Consistently with the conclusions of the FTT in the PA Holdings case, the Appellant conceded that the dividend payments by Manthorpe Investments were remuneration for Mr and Mrs Pochciol for income tax purposes. Since, however, they were also dividends and since section 20(2) Income and Corporation Taxes Act 1988 (ICTA) (now rewritten to the Corporation Tax Act 2009 sections 210(2), 985(2), (3), 986(2), (3), 999(3), (4), 1000(2),(3)) provided that “no distribution which is chargeable under Schedule F shall be chargeable under any other provision of the Income Tax Acts”, it was contended, consistently with PA Holdings, that this “tie-breaker” section precluded taxation of the dividends as remuneration and thus eliminated any liability on the part of the Appellant to deduct and account for tax under the PAYE legislation.

The FTT had no hesitation in dismissing the Appellant’s arguments.

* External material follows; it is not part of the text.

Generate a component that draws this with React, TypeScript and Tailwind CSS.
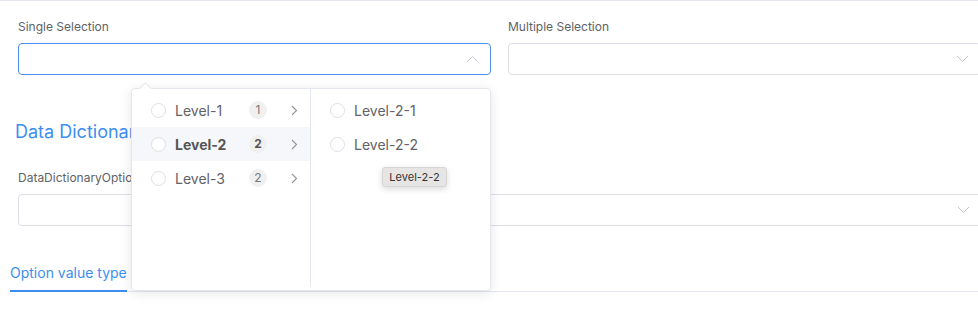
import React from 'react';

const Chevron = ({ up = false }: { up?: boolean }) => (
  <svg width="13" height="8" viewBox="0 0 13 8" fill="none" className="shrink-0">
    <path d={up ? 'M1 7L6.5 1.5L12 7' : 'M1 1L6.5 6.5L12 1'} stroke="#c0c4cc" strokeWidth="1" />
  </svg>
);

const Right = () => (
  <svg width="7" height="11" viewBox="0 0 7 11" fill="none">
    <path d="M1 1L5.5 5.5L1 10" stroke="#909399" strokeWidth="1.1" />
  </svg>
);

const Radio = () => <span className="w-[15px] h-[15px] rounded-full border border-[#dcdfe6] bg-white shrink-0" />;

function Field({ label, focused, up, width }: { label: string; focused?: boolean; up?: boolean; width: string }) {
  return (
    <div className={`${width} shrink-0`}>
      <div className="text-[12px] leading-4 text-[#606266] mb-2">{label}</div>
      <div
        className={`h-[32px] rounded-[4px] border flex items-center justify-end pr-[11px] ${
          focused ? 'border-[#4a90f0]' : 'border-[#dcdfe6]'
        }`}
      >
        <Chevron up={up} />
      </div>
    </div>
  );
}

const levels = [
  { name: 'Level-1', count: 1 },
  { name: 'Level-2', count: 2, active: true },
  { name: 'Level-3', count: 2 },
];

export default function App() {
  return (
    <div className="relative w-[978px] h-[310px] overflow-hidden bg-white border-t border-[#e4e7ed] font-['Inter',sans-serif]">
      <div className="flex gap-[17px] pl-[18px] pt-[18px]">
        <Field label="Single Selection" focused up width="w-[473px]" />
        <Field label="Multiple Selection" width="w-[473px]" />
      </div>

      <h3 className="mt-[45px] pl-[15px] text-[18px] leading-6 text-[#3d8ef0]">Data Dictionary</h3>

      <div className="mt-[26px] pl-[18px]">
        <div className="text-[12px] leading-4 text-[#606266] mb-2">DataDictionaryOptions</div>
        <div className="w-[990px] h-[32px] rounded-[4px] border border-[#dcdfe6] flex items-center justify-end pr-[37px]">
          <Chevron />
        </div>
      </div>

      <div className="mt-[37px] ml-[10px] border-b border-[#e4e7ed] flex">
        <div className="pb-[7px] -mb-px border-b-2 border-[#3d8ef0] text-[14px] leading-5 text-[#3d8ef0]">
          Option value type
        </div>
      </div>

      {/* cascader dropdown */}
      <div className="absolute left-[131px] top-[87px] w-[360px] h-[203px] bg-white border border-[#e4e7ed] rounded-[4px] shadow-[0_2px_12px_rgba(0,0,0,0.1)] flex">
        <span className="absolute left-[9px] -top-[5px] w-[9px] h-[9px] rotate-45 bg-white border-l border-t border-[#e4e7ed]" />
        <div className="w-[179px] border-r border-[#e4e7ed] pt-[4px] mb-[4px]">
          {levels.map((l) => (
            <div
              key={l.name}
              className={`h-[34px] flex items-center pl-[19px] ${l.active ? 'bg-[#f5f7fa]' : ''}`}
            >
              <Radio />
              <span
                className={`ml-[9px] w-[74px] text-[14px] ${
                  l.active ? 'font-bold text-[#555]' : 'text-[#606266]'
                }`}
              >
                {l.name}
              </span>
              <span
                className={`w-[18px] h-[18px] rounded-full bg-[#f0f0f0] flex items-center justify-center text-[12px] ${
                  l.active ? 'font-bold text-[#555]' : 'text-[#777]'
                }`}
              >
                {l.count}
              </span>
              <span className="ml-[24px] flex">
                <Right />
              </span>
            </div>
          ))}
        </div>
        <div className="flex-1 pt-[4px]">
          {['Level-2-1', 'Level-2-2'].map((n) => (
            <div key={n} className="h-[34px] flex items-center pl-[19px]">
              <Radio />
              <span className="ml-[9px] text-[14px] text-[#606266]">{n}</span>
            </div>
          ))}
        </div>
      </div>

      {/* tooltip */}
      <div className="absolute left-[382px] top-[166px] w-[65px] h-[20px] rounded-[3px] bg-[#e6e5e3] border border-[#d6d6d6] shadow-[0_2px_6px_rgba(0,0,0,0.15)] flex items-center justify-center text-[11px] text-[#333]">
        Level-2-2
      </div>
    </div>
  );
}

It held:  

“Our decisions on the PAYE issue and the NIC issue are as follows:  

  • The Appellant in this case has already conceded that in a realistic sense the dividend machinery was just a mechanism to deliver remuneration, and that the only defence therefore to liability on the part of the Appellant for PAYE tax was the feature that section 20(2) was the tie-breaker that eliminated the PAYE liability, and required the dividends from Manthorpe Investments to be taxed simply as dividends.
  • Quite apart from that concession on the part of the Appellant, we would unhesitatingly have reached the conclusion that the dividend payments were in reality remuneration. In this regard, the findings of the two Tribunals in the PA Holdings case in any event admitted of no other possible conclusion, and we agree with Mr Gammie to the extent at least that the facts of this case were yet more consistent with this conclusion than the facts in the PA Holdings case.
  • It follows therefore from the fact that the Court of Appeal has allowed HMRC’s PAYE appeal in the PA Holdings case; has concluded that the only charge to income tax in the PA Holdings case was to tax on employment income, and that section 20(2) Taxes Act is irrelevant and that it provides no exemption from PAYE liabilities, that the present Appellant’s contention which relies entirely on the application of section 20(2) collapses.
  • We also dismiss the Appellant’s NIC appeal. The Court of Appeal has endorsed the findings of the two earlier Tribunals in the PA Holdings case to the effect that the NIC conclusion is based, not on the application of the detailed rules in relation to shares, but on the simple proposition that the dividends were simply earnings for NIC purposes. That was Mr Gammie’s contention in this case, and in the light of the fact that the Court of Appeal has endorsed just this analysis of the NIC issue that the two earlier Tribunals had reached in the PA Holdings case, and in the light of the fact that we anyway agree with this analysis, the Appellant’s NIC appeal is dismissed.”

The FTT also decided that they could have reached the same decision on different grounds, including the use of the Ramsay principle. It said:

“The third basis on which we might have decided this case on the PAYE issue is the alternative basis shortly considered by the Court of Appeal in the PA Holdings case, namely on a Ramsay basis of applying the law, interpreted purposively, to the facts, analysed realistically. This approach entirely tallies with the approach that we have already considered in relation to the slightly more technical issue of whether we regarded the payment to Manthorpe Investments to be a true capital contribution, and the receipt of that amount as a profit that could be paid as dividend by Manthorpe Investments.”  

This case demonstrates that highly artificial remuneration planning, along the lines of that considered in PA Holdings, is unlikely to be well received by the Courts.